(AIM OF THE TASK) Report how many lines contain "full". Give the number and nothing else.

Entries with page source code
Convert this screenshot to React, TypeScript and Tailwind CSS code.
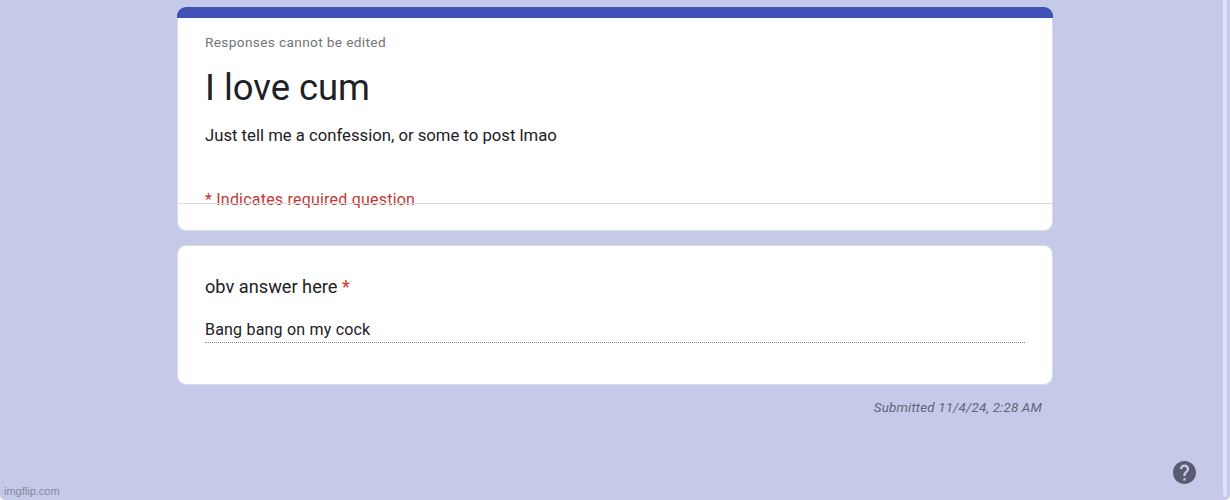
import type { ReactNode } from 'react';
import { clsx } from 'clsx';

interface CardProps {
  className?: string;
  children: ReactNode;
}

function Card({ className, children }: CardProps) {
  return (
    <section
      className={clsx(
        'overflow-hidden rounded-[9px] border border-[#d8dbe8] bg-white text-[#202124]',
        className,
      )}
    >
      {children}
    </section>
  );
}

function HelpIcon() {
  return (
    <svg viewBox="2 2 20 20" className="size-[23px]" fill="#5a5c70">
      <path d="M12 2C6.48 2 2 6.48 2 12s4.48 10 10 10 10-4.48 10-10S17.52 2 12 2zm1 17h-2v-2h2v2zm2.07-7.75l-.9.92C13.45 12.9 13 13.5 13 15h-2v-.5c0-1.1.45-2.1 1.17-2.83l1.24-1.26c.37-.36.59-.86.59-1.41 0-1.1-.9-2-2-2s-2 .9-2 2H8c0-2.21 1.79-4 4-4s4 1.79 4 4c0 .88-.36 1.68-.93 2.25z" />
    </svg>
  );
}

export default function App() {
  return (
    <div className="h-[500px] overflow-hidden bg-white font-['Roboto',sans-serif]">
      <div className="relative h-full rounded-b-[5px] bg-[#c6cae9] pt-[7px]">
        <main className="mx-auto w-[876px]">
          <div className="h-[11px] rounded-t-[9px] bg-[#3f51b5]" />
          <Card className="h-[213px] rounded-t-none border-t-0">
            <div className="h-[185px] px-[27px] pt-3.5">
              <p className="text-[13.7px] leading-5 tracking-[0.34px] whitespace-nowrap text-[#70757a]">
                Responses cannot be edited
              </p>
              <h1 className="mt-[13px] text-[36.4px] leading-[46px] whitespace-nowrap">
                I love cum
              </h1>
              <p className="mt-[13px] text-[16.7px] leading-6 whitespace-nowrap">
                Just tell me a confession, or some to post lmao
              </p>
              <p className="mt-10 text-[16px] leading-6 tracking-[0.21px] whitespace-nowrap text-[#c5362f]">
                * Indicates required question
              </p>
            </div>
            {/* divider runs over the required note */}
            <hr className="relative border-[#dadce0]" />
          </Card>

          <Card className="mt-[14px] h-[140px] px-[27px] pt-[27px]">
            <h2 className="text-[18.2px] leading-[27px] whitespace-nowrap">
              obv answer here <span className="text-[#d93025]">*</span>
            </h2>
            <div className="mt-[15px] h-7 border-b border-dotted border-[#85878a] pt-[3px] text-[16px] leading-6 tracking-[0.2px]">
              Bang bang on my cock
            </div>
          </Card>

          <p className="mt-[13px] pr-[11px] text-right text-[13.4px] leading-5 tracking-[0.16px] text-[#62647a] italic">
            Submitted 11/4/24, 2:28 AM
          </p>
        </main>

        <div className="absolute top-[461px] left-[1173px]">
          <HelpIcon />
        </div>
        <div className="absolute top-0 right-[3px] h-[497px] w-1 rounded-b-full bg-[#dce0f6]" />
        <span className="absolute top-[484px] left-1 font-['Liberation_Sans',sans-serif] text-[11px] leading-[14px] text-[#85879c]">
          imgflip.com
        </span>
      </div>
    </div>
  );
}
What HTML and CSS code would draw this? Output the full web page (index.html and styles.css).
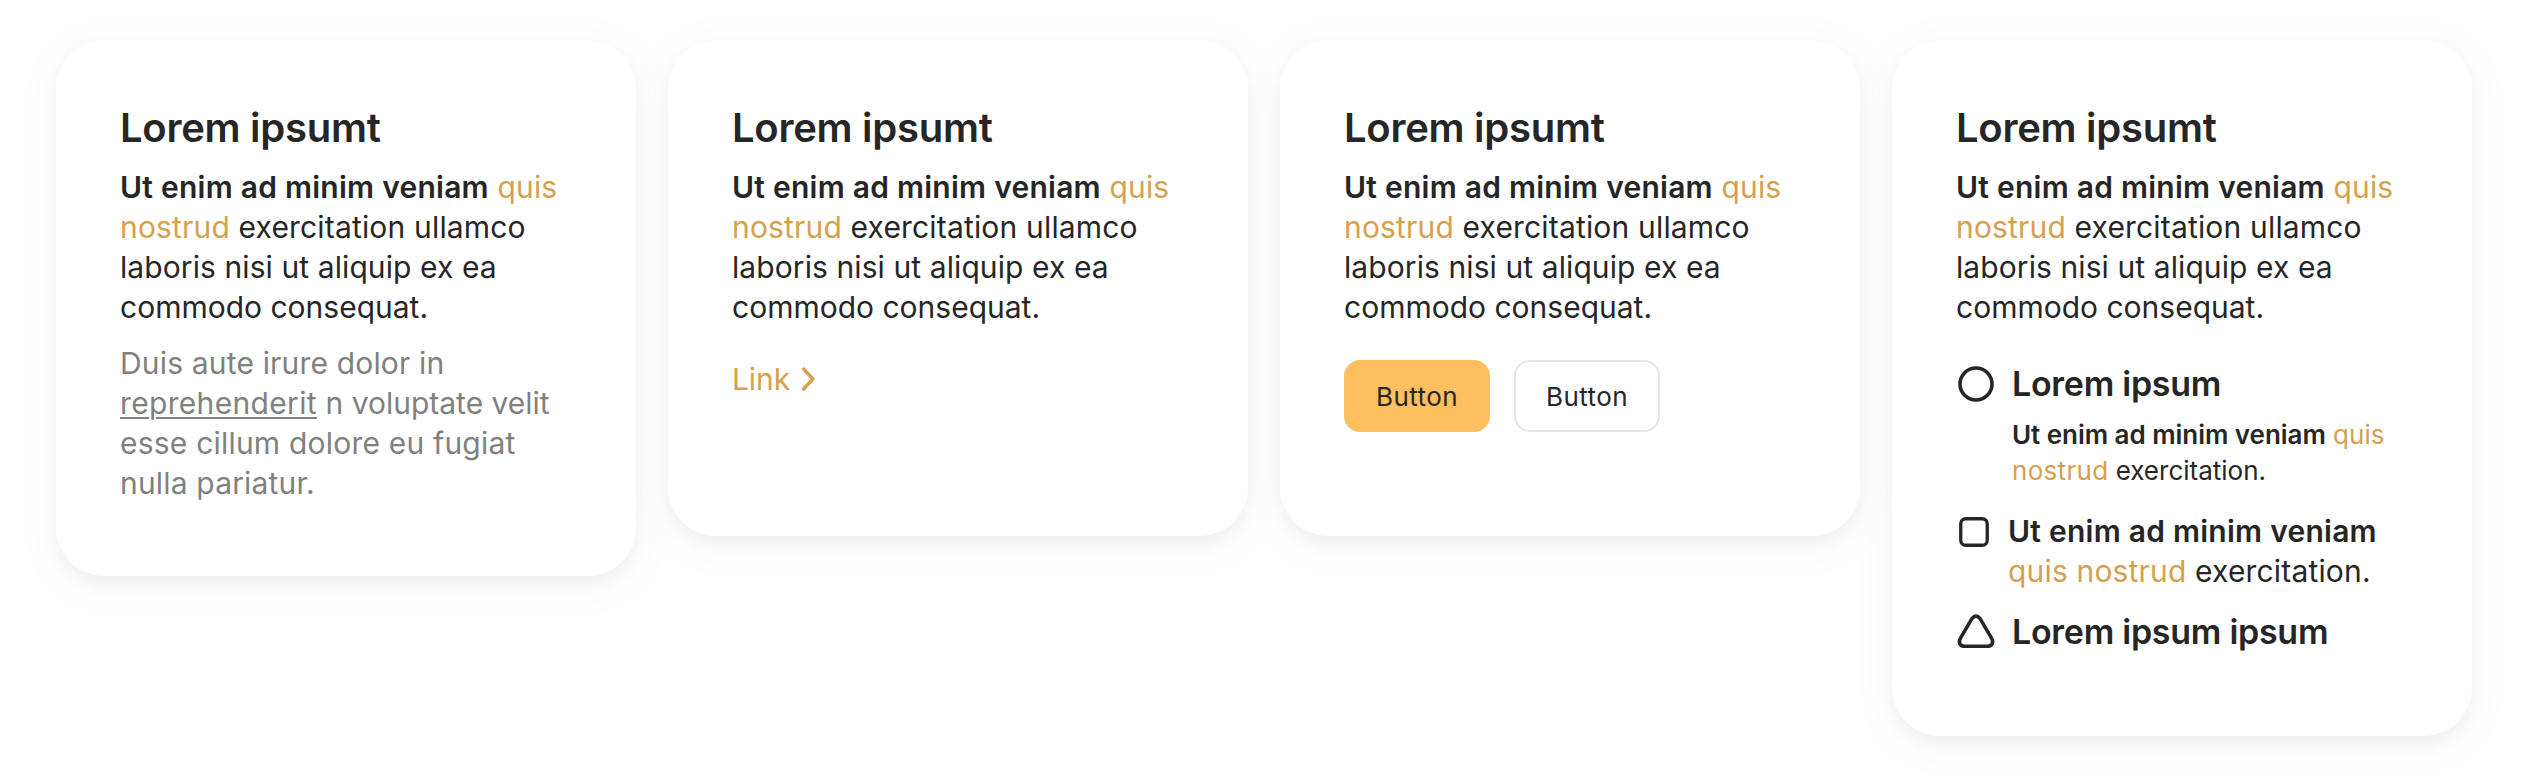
FILE: index.html
```html
<!DOCTYPE html>
<html lang="en">
<head>
<meta charset="utf-8">
<title>Cards</title>
<link rel="stylesheet" href="styles.css">
</head>
<body>
<main class="cards">
  <section class="card card-tall">
    <h2 class="title">Lorem ipsumt</h2>
    <p class="text"><b>Ut enim ad minim veniam</b> <span class="accent">quis<br>nostrud</span> exercitation ullamco<br><span class="snug">laboris nisi ut aliquip ex ea</span><br><span class="even">commodo consequat.</span></p>
    <p class="text muted">Duis aute irure dolor in<br><u>reprehenderit</u> <span class="even">n voluptate velit</span><br><span class="loose">esse cillum dolore eu fugiat</span><br>nulla pariatur.</p>
  </section>
  <section class="card card-short">
    <h2 class="title">Lorem ipsumt</h2>
    <p class="text"><b>Ut enim ad minim veniam</b> <span class="accent">quis<br>nostrud</span> exercitation ullamco<br><span class="snug">laboris nisi ut aliquip ex ea</span><br><span class="even">commodo consequat.</span></p>
    <a class="link">Link<svg class="chevron" width="16" height="28" viewBox="0 0 16 28"><path d="M3.500 4l9.500 10L3.500 24"/></svg></a>
  </section>
  <section class="card card-short">
    <h2 class="title">Lorem ipsumt</h2>
    <p class="text"><b>Ut enim ad minim veniam</b> <span class="accent">quis<br>nostrud</span> exercitation ullamco<br><span class="snug">laboris nisi ut aliquip ex ea</span><br><span class="even">commodo consequat.</span></p>
    <div class="buttons"><button class="btn btn-primary">Button</button><button class="btn">Button</button></div>
  </section>
  <section class="card card-long">
    <h2 class="title">Lorem ipsumt</h2>
    <p class="text"><b>Ut enim ad minim veniam</b> <span class="accent">quis<br>nostrud</span> exercitation ullamco<br><span class="snug">laboris nisi ut aliquip ex ea</span><br><span class="even">commodo consequat.</span></p>
    <ul class="list">
      <li class="item item-circle">
        <svg class="icon" width="40" height="40" viewBox="0 0 40 40"><circle cx="20" cy="20" r="16"/></svg>
        <div><h3 class="subtitle">Lorem ipsum</h3><p class="small"><b>Ut enim ad minim veniam</b> <span class="accent">quis<br><span class="wide">nostrud</span></span> exercitation.</p></div>
      </li>
      <li class="item item-square">
        <svg class="icon icon-thin" width="36" height="40" viewBox="0 0 36 40"><rect x="4.750" y="7.750" width="26.500" height="26.500" rx="5"/></svg>
        <p class="text"><b>Ut enim ad minim veniam</b><br><span class="accent">quis nostrud</span> exercitation.</p>
      </li>
      <li class="item item-triangle">
        <svg class="icon" width="40" height="40" viewBox="0 0 40 40"><path d="M15.900 6.700Q20 1.500 24.100 6.700L35.500 26.200C38 30.500 36 34.300 31.500 34.300H8.500C4 34.300 2 30.500 4.500 26.200Z"/></svg>
        <h3 class="subtitle">Lorem ipsum ipsum</h3>
      </li>
    </ul>
  </section>
</main>
</body>
</html>
```
FILE: styles.css
```css
* { box-sizing: border-box; }
body { margin: 0; background: #fff; font-family: Inter, "Liberation Sans", sans-serif; color: #262626; }
h2, h3, p, ul { margin: 0; padding: 0; }
b { font-weight: 600; }
.cards { display: flex; align-items: flex-start; gap: 32px; padding: 40px 56px; }
.card { width: 580px; padding: 64px; border-radius: 48px; background: #fff; box-shadow: 0 8px 16px rgba(0, 0, 0, .03), 0 8px 48px rgba(0, 0, 0, .05); white-space: nowrap; }
.card-tall { height: 536px; }
.card-short { height: 496px; }
.card-long { height: 696px; }
.title { font-size: 40px; line-height: 48px; font-weight: 600; letter-spacing: -.27px; margin-bottom: 15px; }
.text { font-size: 30px; line-height: 40px; letter-spacing: .17px; }
.text b { letter-spacing: .25px; }
.text u { letter-spacing: .33px; text-underline-offset: 3px; text-decoration-thickness: 2px; }
.even { letter-spacing: 0; }
.snug { letter-spacing: .09px; }
.loose { letter-spacing: .21px; }
.wide { letter-spacing: .3px; }
.accent { color: #d6a04f; }
.muted { margin-top: 16px; color: #808080; }
.link { display: inline-flex; align-items: center; gap: 10px; margin-top: 32px; font-size: 30px; line-height: 40px; letter-spacing: -.1px; color: #d6a04f; }
.chevron { fill: none; stroke: currentColor; stroke-width: 3.4; stroke-linecap: round; stroke-linejoin: round; }
.buttons { display: flex; gap: 24px; margin-top: 33px; }
.btn { width: 146px; height: 72px; border: 2px solid #e5e5e5; border-radius: 16px; background: #fff; color: #262626; font: 400 26px Inter, sans-serif; letter-spacing: .4px; padding: 0; }
.btn-primary { background: #ffbf5f; border-color: #ffbf5f; }
.list { list-style: none; margin-top: 37px; }
.item { display: flex; align-items: flex-start; gap: 16px; }
.icon { flex: none; fill: none; stroke: #262626; stroke-width: 3.6; stroke-linejoin: round; }
.icon-thin { stroke-width: 3.3; }
.subtitle { font-size: 34px; line-height: 40px; font-weight: 600; letter-spacing: -.28px; }
.small { font-size: 26px; line-height: 36px; margin-top: 13px; }
.small b { letter-spacing: -.04px; }
.item-square { margin-top: 22px; }
.item-triangle { margin-top: 21px; }
```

(TASK OUTPUT) 3